- **Dataset excerpt**
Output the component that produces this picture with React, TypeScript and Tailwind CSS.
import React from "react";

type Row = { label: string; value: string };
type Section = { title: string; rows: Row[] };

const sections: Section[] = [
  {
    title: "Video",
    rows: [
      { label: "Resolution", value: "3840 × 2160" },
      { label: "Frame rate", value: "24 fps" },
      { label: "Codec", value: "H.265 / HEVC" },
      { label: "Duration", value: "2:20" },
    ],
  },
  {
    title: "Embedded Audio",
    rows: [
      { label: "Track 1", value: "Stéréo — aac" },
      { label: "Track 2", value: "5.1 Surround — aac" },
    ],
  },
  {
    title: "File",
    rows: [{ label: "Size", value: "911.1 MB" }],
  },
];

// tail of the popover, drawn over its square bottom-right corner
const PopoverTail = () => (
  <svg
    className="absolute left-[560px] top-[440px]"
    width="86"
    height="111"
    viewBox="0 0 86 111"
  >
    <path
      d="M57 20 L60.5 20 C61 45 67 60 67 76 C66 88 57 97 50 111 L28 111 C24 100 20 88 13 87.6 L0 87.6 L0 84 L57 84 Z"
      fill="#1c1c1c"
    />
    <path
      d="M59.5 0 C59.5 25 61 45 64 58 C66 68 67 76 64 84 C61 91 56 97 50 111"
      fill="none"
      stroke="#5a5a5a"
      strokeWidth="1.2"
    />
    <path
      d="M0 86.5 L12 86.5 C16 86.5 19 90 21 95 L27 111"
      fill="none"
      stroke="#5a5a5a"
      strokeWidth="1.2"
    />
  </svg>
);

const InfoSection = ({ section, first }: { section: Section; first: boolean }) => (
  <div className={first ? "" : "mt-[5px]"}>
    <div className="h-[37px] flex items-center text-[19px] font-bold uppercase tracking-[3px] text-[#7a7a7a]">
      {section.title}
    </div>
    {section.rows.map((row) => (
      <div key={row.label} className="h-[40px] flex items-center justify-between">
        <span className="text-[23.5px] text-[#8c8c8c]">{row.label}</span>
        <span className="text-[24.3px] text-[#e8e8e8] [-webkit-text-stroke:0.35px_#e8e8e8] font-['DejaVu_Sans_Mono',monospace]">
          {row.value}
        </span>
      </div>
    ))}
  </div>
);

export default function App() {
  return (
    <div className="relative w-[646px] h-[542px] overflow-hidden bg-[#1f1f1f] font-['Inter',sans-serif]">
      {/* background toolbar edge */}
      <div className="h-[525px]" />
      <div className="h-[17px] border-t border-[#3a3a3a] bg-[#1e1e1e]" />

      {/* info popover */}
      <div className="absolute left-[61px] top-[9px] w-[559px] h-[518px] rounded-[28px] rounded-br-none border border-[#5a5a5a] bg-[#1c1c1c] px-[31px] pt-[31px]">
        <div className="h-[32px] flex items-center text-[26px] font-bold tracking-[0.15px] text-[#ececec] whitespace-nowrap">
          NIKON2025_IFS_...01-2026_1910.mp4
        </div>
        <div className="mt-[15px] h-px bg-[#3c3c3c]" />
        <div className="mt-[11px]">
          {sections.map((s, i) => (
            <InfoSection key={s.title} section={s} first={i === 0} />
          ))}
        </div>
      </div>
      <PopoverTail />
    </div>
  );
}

- **Problem requirements**
Without leaving anything out, quote all the data.

- **Solution**
Output the component that produces this picture with React, TypeScript and Tailwind CSS.
import React from "react";

type Row = { label: string; value: string };
type Section = { title: string; rows: Row[] };

const sections: Section[] = [
  {
    title: "Video",
    rows: [
      { label: "Resolution", value: "3840 × 2160" },
      { label: "Frame rate", value: "24 fps" },
      { label: "Codec", value: "H.265 / HEVC" },
      { label: "Duration", value: "2:20" },
    ],
  },
  {
    title: "Embedded Audio",
    rows: [
      { label: "Track 1", value: "Stéréo — aac" },
      { label: "Track 2", value: "5.1 Surround — aac" },
    ],
  },
  {
    title: "File",
    rows: [{ label: "Size", value: "911.1 MB" }],
  },
];

// tail of the popover, drawn over its square bottom-right corner
const PopoverTail = () => (
  <svg
    className="absolute left-[560px] top-[440px]"
    width="86"
    height="111"
    viewBox="0 0 86 111"
  >
    <path
      d="M57 20 L60.5 20 C61 45 67 60 67 76 C66 88 57 97 50 111 L28 111 C24 100 20 88 13 87.6 L0 87.6 L0 84 L57 84 Z"
      fill="#1c1c1c"
    />
    <path
      d="M59.5 0 C59.5 25 61 45 64 58 C66 68 67 76 64 84 C61 91 56 97 50 111"
      fill="none"
      stroke="#5a5a5a"
      strokeWidth="1.2"
    />
    <path
      d="M0 86.5 L12 86.5 C16 86.5 19 90 21 95 L27 111"
      fill="none"
      stroke="#5a5a5a"
      strokeWidth="1.2"
    />
  </svg>
);

const InfoSection = ({ section, first }: { section: Section; first: boolean }) => (
  <div className={first ? "" : "mt-[5px]"}>
    <div className="h-[37px] flex items-center text-[19px] font-bold uppercase tracking-[3px] text-[#7a7a7a]">
      {section.title}
    </div>
    {section.rows.map((row) => (
      <div key={row.label} className="h-[40px] flex items-center justify-between">
        <span className="text-[23.5px] text-[#8c8c8c]">{row.label}</span>
        <span className="text-[24.3px] text-[#e8e8e8] [-webkit-text-stroke:0.35px_#e8e8e8] font-['DejaVu_Sans_Mono',monospace]">
          {row.value}
        </span>
      </div>
    ))}
  </div>
);

export default function App() {
  return (
    <div className="relative w-[646px] h-[542px] overflow-hidden bg-[#1f1f1f] font-['Inter',sans-serif]">
      {/* background toolbar edge */}
      <div className="h-[525px]" />
      <div className="h-[17px] border-t border-[#3a3a3a] bg-[#1e1e1e]" />

      {/* info popover */}
      <div className="absolute left-[61px] top-[9px] w-[559px] h-[518px] rounded-[28px] rounded-br-none border border-[#5a5a5a] bg-[#1c1c1c] px-[31px] pt-[31px]">
        <div className="h-[32px] flex items-center text-[26px] font-bold tracking-[0.15px] text-[#ececec] whitespace-nowrap">
          NIKON2025_IFS_...01-2026_1910.mp4
        </div>
        <div className="mt-[15px] h-px bg-[#3c3c3c]" />
        <div className="mt-[11px]">
          {sections.map((s, i) => (
            <InfoSection key={s.title} section={s} first={i === 0} />
          ))}
        </div>
      </div>
      <PopoverTail />
    </div>
  );
}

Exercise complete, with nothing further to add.